Claiming knowledge of a customer and his or her taste is presumptuous. Certainly, if you are unwilling to engage, and will only give people what you think they want, they will, of course, default to the tried-and-trusted.

A few years ago, Hammersmith, Chiswick and Shepherd’s Bush had a number of wonderful gastropubs and restaurants run by individuals who assembled interesting wine lists featuring things that they enjoyed drinking. These areas have changed; many of those establishments have been sold and purchased by high street chains since then. Now those wine lists feature brands and bland commercial wines. In East London, meanwhile, wider “craft culture” has exploded with myriad bakeries, micro-breweries and distilleries fuelling a young artistic/bohemian community. There is an energy and excitement about food and booze around here; it is not simply, as the social caricaturists would have it “a hipster phenomenon” – although there is an element of certain people wanting to advertise themselves through their food and wine choices – it is that there is a community of people who love to explore new tastes, care about the provenance of ingredients (and wines), and enjoy talking about food and wine.

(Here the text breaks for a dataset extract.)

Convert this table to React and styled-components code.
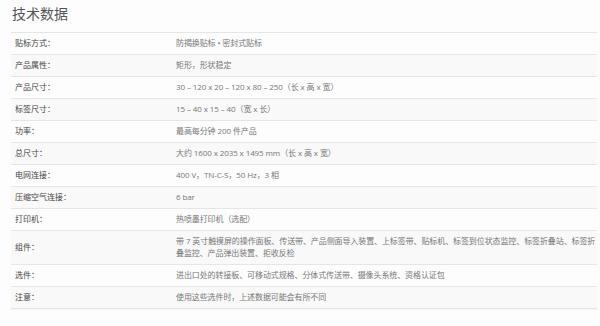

Wherever there is a healthy debate about food, you will probably find the stirrings of an informed wine culture. We must always return to this: wine is so much more than the label, or the perception of the product, or the adherence to a trend. It is the story inside the bottle. The more opportunity that people have to drink (and enjoy) real artisan wines, the more they will be creating a wine culture of their own.